§ Raw data
[Start]
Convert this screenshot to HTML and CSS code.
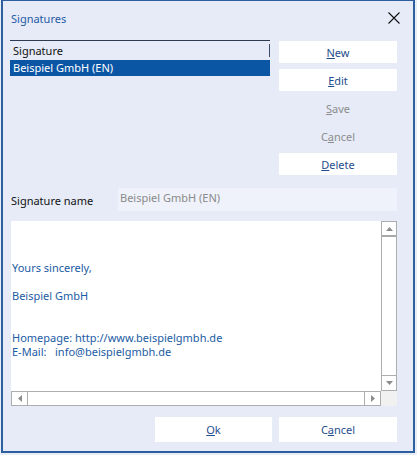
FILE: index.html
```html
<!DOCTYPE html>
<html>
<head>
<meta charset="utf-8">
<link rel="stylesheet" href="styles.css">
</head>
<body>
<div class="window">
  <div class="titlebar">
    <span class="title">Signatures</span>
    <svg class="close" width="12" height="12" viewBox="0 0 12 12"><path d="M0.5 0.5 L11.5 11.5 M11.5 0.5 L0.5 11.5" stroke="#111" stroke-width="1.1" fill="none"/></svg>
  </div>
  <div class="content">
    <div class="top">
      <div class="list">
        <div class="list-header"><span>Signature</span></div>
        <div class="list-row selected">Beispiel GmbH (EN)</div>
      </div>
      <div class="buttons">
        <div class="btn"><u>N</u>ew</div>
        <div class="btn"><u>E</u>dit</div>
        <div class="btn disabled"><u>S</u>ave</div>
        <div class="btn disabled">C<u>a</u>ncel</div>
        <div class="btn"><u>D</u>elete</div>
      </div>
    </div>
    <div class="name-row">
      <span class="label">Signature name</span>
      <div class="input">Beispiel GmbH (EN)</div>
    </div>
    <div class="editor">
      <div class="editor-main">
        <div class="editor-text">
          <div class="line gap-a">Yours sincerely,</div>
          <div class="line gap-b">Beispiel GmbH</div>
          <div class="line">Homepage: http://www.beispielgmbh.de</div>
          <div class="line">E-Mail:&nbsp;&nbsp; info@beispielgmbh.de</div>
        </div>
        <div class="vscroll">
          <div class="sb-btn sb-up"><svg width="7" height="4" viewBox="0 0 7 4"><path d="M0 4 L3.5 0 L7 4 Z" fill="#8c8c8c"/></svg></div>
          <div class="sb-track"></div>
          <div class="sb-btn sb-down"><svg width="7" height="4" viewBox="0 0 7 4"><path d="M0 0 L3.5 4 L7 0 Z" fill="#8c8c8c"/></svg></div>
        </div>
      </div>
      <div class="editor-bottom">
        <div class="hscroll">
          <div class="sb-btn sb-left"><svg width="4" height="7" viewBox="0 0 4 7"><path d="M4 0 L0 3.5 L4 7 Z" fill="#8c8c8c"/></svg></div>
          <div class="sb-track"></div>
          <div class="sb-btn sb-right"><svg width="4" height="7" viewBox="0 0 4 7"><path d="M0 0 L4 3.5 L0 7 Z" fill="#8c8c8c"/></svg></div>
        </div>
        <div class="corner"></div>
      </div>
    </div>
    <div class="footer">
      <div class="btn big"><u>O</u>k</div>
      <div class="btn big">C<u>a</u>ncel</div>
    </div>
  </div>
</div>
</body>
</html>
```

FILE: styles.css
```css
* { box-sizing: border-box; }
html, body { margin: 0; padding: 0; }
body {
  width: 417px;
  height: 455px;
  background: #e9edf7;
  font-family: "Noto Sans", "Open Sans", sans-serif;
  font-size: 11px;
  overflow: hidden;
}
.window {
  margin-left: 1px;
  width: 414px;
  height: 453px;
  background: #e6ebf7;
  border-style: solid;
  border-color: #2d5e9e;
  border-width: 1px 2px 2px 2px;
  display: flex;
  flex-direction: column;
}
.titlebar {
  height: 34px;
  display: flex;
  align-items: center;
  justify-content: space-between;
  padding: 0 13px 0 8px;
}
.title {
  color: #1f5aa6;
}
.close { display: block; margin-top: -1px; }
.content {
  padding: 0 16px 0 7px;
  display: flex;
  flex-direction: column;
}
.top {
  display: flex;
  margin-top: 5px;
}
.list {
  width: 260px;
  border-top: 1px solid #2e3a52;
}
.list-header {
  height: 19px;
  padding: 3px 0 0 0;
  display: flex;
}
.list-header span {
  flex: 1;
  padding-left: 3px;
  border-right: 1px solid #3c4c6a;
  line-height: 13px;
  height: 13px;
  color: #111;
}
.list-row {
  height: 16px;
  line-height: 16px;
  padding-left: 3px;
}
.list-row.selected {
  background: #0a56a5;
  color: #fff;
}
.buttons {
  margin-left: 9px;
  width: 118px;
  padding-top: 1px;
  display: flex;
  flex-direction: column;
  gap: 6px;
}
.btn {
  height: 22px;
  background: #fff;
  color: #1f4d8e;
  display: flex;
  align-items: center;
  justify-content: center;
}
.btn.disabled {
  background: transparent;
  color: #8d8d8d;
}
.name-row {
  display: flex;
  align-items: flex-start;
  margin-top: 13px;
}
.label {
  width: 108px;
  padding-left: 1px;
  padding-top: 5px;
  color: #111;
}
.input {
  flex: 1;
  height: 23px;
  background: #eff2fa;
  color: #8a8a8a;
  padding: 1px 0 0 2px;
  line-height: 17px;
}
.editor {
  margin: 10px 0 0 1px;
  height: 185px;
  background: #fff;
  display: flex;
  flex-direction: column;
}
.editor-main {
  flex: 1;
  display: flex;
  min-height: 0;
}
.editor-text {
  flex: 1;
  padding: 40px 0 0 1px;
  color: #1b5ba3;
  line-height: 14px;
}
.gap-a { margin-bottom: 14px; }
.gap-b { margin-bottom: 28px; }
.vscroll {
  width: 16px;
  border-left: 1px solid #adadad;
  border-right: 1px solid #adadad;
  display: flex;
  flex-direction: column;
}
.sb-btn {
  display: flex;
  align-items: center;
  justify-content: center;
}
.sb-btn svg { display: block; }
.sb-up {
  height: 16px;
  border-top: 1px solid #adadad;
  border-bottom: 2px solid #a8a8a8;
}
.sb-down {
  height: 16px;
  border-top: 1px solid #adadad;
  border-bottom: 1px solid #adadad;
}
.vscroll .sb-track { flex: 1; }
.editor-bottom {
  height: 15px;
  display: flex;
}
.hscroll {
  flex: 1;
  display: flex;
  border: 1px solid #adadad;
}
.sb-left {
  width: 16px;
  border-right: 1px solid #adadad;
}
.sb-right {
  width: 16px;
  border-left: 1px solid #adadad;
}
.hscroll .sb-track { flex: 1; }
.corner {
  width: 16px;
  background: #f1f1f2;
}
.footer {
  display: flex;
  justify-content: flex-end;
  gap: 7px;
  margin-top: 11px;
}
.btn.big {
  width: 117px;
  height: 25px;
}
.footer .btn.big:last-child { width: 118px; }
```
[End]
Skip the pictures, then retype every line above exactly.

Convert this screenshot to HTML and CSS code.
FILE: index.html
```html
<!DOCTYPE html>
<html>
<head>
<meta charset="utf-8">
<link rel="stylesheet" href="styles.css">
</head>
<body>
<div class="window">
  <div class="titlebar">
    <span class="title">Signatures</span>
    <svg class="close" width="12" height="12" viewBox="0 0 12 12"><path d="M0.5 0.5 L11.5 11.5 M11.5 0.5 L0.5 11.5" stroke="#111" stroke-width="1.1" fill="none"/></svg>
  </div>
  <div class="content">
    <div class="top">
      <div class="list">
        <div class="list-header"><span>Signature</span></div>
        <div class="list-row selected">Beispiel GmbH (EN)</div>
      </div>
      <div class="buttons">
        <div class="btn"><u>N</u>ew</div>
        <div class="btn"><u>E</u>dit</div>
        <div class="btn disabled"><u>S</u>ave</div>
        <div class="btn disabled">C<u>a</u>ncel</div>
        <div class="btn"><u>D</u>elete</div>
      </div>
    </div>
    <div class="name-row">
      <span class="label">Signature name</span>
      <div class="input">Beispiel GmbH (EN)</div>
    </div>
    <div class="editor">
      <div class="editor-main">
        <div class="editor-text">
          <div class="line gap-a">Yours sincerely,</div>
          <div class="line gap-b">Beispiel GmbH</div>
          <div class="line">Homepage: http://www.beispielgmbh.de</div>
          <div class="line">E-Mail:&nbsp;&nbsp; info@beispielgmbh.de</div>
        </div>
        <div class="vscroll">
          <div class="sb-btn sb-up"><svg width="7" height="4" viewBox="0 0 7 4"><path d="M0 4 L3.5 0 L7 4 Z" fill="#8c8c8c"/></svg></div>
          <div class="sb-track"></div>
          <div class="sb-btn sb-down"><svg width="7" height="4" viewBox="0 0 7 4"><path d="M0 0 L3.5 4 L7 0 Z" fill="#8c8c8c"/></svg></div>
        </div>
      </div>
      <div class="editor-bottom">
        <div class="hscroll">
          <div class="sb-btn sb-left"><svg width="4" height="7" viewBox="0 0 4 7"><path d="M4 0 L0 3.5 L4 7 Z" fill="#8c8c8c"/></svg></div>
          <div class="sb-track"></div>
          <div class="sb-btn sb-right"><svg width="4" height="7" viewBox="0 0 4 7"><path d="M0 0 L4 3.5 L0 7 Z" fill="#8c8c8c"/></svg></div>
        </div>
        <div class="corner"></div>
      </div>
    </div>
    <div class="footer">
      <div class="btn big"><u>O</u>k</div>
      <div class="btn big">C<u>a</u>ncel</div>
    </div>
  </div>
</div>
</body>
</html>
```

FILE: styles.css
```css
* { box-sizing: border-box; }
html, body { margin: 0; padding: 0; }
body {
  width: 417px;
  height: 455px;
  background: #e9edf7;
  font-family: "Noto Sans", "Open Sans", sans-serif;
  font-size: 11px;
  overflow: hidden;
}
.window {
  margin-left: 1px;
  width: 414px;
  height: 453px;
  background: #e6ebf7;
  border-style: solid;
  border-color: #2d5e9e;
  border-width: 1px 2px 2px 2px;
  display: flex;
  flex-direction: column;
}
.titlebar {
  height: 34px;
  display: flex;
  align-items: center;
  justify-content: space-between;
  padding: 0 13px 0 8px;
}
.title {
  color: #1f5aa6;
}
.close { display: block; margin-top: -1px; }
.content {
  padding: 0 16px 0 7px;
  display: flex;
  flex-direction: column;
}
.top {
  display: flex;
  margin-top: 5px;
}
.list {
  width: 260px;
  border-top: 1px solid #2e3a52;
}
.list-header {
  height: 19px;
  padding: 3px 0 0 0;
  display: flex;
}
.list-header span {
  flex: 1;
  padding-left: 3px;
  border-right: 1px solid #3c4c6a;
  line-height: 13px;
  height: 13px;
  color: #111;
}
.list-row {
  height: 16px;
  line-height: 16px;
  padding-left: 3px;
}
.list-row.selected {
  background: #0a56a5;
  color: #fff;
}
.buttons {
  margin-left: 9px;
  width: 118px;
  padding-top: 1px;
  display: flex;
  flex-direction: column;
  gap: 6px;
}
.btn {
  height: 22px;
  background: #fff;
  color: #1f4d8e;
  display: flex;
  align-items: center;
  justify-content: center;
}
.btn.disabled {
  background: transparent;
  color: #8d8d8d;
}
.name-row {
  display: flex;
  align-items: flex-start;
  margin-top: 13px;
}
.label {
  width: 108px;
  padding-left: 1px;
  padding-top: 5px;
  color: #111;
}
.input {
  flex: 1;
  height: 23px;
  background: #eff2fa;
  color: #8a8a8a;
  padding: 1px 0 0 2px;
  line-height: 17px;
}
.editor {
  margin: 10px 0 0 1px;
  height: 185px;
  background: #fff;
  display: flex;
  flex-direction: column;
}
.editor-main {
  flex: 1;
  display: flex;
  min-height: 0;
}
.editor-text {
  flex: 1;
  padding: 40px 0 0 1px;
  color: #1b5ba3;
  line-height: 14px;
}
.gap-a { margin-bottom: 14px; }
.gap-b { margin-bottom: 28px; }
.vscroll {
  width: 16px;
  border-left: 1px solid #adadad;
  border-right: 1px solid #adadad;
  display: flex;
  flex-direction: column;
}
.sb-btn {
  display: flex;
  align-items: center;
  justify-content: center;
}
.sb-btn svg { display: block; }
.sb-up {
  height: 16px;
  border-top: 1px solid #adadad;
  border-bottom: 2px solid #a8a8a8;
}
.sb-down {
  height: 16px;
  border-top: 1px solid #adadad;
  border-bottom: 1px solid #adadad;
}
.vscroll .sb-track { flex: 1; }
.editor-bottom {
  height: 15px;
  display: flex;
}
.hscroll {
  flex: 1;
  display: flex;
  border: 1px solid #adadad;
}
.sb-left {
  width: 16px;
  border-right: 1px solid #adadad;
}
.sb-right {
  width: 16px;
  border-left: 1px solid #adadad;
}
.hscroll .sb-track { flex: 1; }
.corner {
  width: 16px;
  background: #f1f1f2;
}
.footer {
  display: flex;
  justify-content: flex-end;
  gap: 7px;
  margin-top: 11px;
}
.btn.big {
  width: 117px;
  height: 25px;
}
.footer .btn.big:last-child { width: 118px; }
```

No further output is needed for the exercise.